— Begin DATA BLOCK —

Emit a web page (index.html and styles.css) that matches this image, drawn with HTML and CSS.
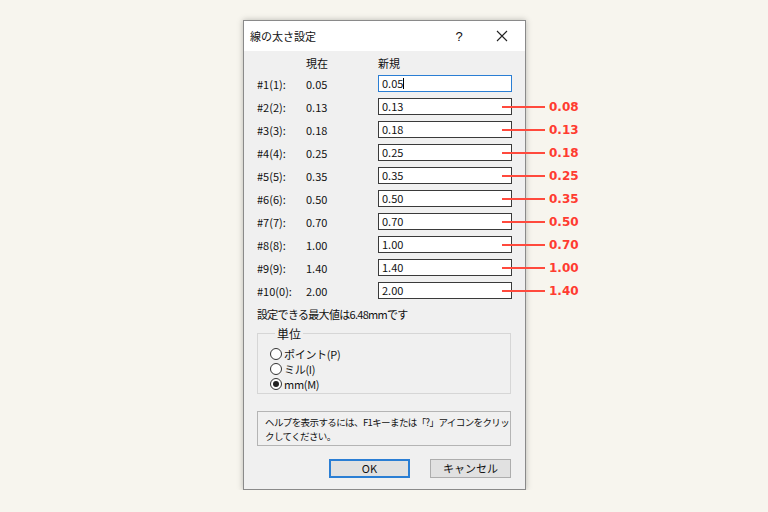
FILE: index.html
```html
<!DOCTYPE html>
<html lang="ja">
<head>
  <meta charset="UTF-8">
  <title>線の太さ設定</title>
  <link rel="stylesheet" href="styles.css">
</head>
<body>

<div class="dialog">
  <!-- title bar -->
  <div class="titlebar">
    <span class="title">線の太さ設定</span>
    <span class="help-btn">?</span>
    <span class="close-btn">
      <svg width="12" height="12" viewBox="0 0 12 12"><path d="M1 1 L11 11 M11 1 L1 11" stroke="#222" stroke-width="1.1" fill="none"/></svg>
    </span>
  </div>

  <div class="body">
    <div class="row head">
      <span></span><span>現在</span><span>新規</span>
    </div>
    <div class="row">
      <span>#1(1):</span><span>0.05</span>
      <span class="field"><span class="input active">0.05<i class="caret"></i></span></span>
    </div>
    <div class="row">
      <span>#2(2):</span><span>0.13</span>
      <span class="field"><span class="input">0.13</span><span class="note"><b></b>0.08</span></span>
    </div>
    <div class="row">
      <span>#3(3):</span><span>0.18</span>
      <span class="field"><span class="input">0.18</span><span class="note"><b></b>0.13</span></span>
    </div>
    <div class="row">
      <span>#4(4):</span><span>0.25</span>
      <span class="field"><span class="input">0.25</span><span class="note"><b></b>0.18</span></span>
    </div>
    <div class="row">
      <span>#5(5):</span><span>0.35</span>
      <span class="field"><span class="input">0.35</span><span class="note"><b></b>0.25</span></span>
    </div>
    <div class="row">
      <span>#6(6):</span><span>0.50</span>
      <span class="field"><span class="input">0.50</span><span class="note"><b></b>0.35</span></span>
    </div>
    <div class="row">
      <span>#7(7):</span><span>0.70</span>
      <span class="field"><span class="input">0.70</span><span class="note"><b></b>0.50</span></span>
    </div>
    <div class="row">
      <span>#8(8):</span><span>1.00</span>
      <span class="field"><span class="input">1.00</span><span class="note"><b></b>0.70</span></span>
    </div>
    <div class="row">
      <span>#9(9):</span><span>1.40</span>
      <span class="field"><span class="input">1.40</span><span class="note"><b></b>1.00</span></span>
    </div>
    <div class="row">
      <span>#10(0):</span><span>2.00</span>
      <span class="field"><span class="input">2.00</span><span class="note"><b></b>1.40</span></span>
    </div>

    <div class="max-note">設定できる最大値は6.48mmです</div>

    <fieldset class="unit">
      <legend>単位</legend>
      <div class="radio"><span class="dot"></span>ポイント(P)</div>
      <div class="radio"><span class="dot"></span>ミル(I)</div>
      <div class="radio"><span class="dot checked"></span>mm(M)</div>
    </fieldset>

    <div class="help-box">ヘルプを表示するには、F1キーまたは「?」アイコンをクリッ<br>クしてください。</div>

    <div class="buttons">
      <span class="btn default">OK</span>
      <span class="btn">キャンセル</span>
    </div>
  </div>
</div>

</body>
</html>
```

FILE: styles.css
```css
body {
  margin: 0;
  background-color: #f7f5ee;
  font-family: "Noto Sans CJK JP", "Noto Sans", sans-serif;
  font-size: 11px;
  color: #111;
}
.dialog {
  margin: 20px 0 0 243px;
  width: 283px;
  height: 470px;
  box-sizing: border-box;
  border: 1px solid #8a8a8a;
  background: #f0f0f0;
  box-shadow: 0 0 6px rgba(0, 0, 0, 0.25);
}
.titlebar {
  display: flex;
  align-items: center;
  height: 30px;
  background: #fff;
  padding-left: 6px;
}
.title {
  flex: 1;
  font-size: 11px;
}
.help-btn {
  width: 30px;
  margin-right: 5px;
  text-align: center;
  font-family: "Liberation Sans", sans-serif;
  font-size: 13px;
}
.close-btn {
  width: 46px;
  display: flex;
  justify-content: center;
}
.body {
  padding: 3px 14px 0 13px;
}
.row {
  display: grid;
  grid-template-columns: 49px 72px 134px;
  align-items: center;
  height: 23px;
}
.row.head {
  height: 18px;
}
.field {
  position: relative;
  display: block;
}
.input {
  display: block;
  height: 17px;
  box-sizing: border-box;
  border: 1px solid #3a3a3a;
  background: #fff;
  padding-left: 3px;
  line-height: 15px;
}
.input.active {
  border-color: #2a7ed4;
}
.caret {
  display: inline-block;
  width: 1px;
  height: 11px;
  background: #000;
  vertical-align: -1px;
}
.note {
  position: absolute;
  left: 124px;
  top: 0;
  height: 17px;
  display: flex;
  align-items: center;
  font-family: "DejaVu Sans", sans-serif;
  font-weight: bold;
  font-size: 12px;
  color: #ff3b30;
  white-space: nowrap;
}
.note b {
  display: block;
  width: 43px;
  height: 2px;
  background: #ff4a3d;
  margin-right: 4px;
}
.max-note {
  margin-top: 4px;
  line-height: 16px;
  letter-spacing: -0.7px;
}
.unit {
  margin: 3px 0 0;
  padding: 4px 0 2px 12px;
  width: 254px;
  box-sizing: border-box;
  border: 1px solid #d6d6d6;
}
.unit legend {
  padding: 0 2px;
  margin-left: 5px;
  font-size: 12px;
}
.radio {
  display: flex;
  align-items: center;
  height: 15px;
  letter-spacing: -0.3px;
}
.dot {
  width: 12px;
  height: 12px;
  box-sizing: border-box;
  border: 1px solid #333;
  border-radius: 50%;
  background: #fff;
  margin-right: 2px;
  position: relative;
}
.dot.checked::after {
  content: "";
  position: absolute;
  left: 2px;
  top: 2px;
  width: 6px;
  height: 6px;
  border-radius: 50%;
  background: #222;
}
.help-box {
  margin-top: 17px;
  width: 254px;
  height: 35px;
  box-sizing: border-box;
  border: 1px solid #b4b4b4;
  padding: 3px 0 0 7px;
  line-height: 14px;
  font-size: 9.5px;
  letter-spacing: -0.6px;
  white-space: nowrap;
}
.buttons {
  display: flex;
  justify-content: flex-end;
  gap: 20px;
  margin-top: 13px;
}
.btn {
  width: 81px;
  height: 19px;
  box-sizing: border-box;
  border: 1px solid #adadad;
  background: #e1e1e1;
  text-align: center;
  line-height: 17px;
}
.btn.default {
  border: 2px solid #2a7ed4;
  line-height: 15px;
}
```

— End DATA BLOCK —

### TASK OBJECTIVE
Where a line holds "index", copy that line.

### REPLY
Emit a web page (index.html and styles.css) that matches this image, drawn with HTML and CSS.
FILE: index.html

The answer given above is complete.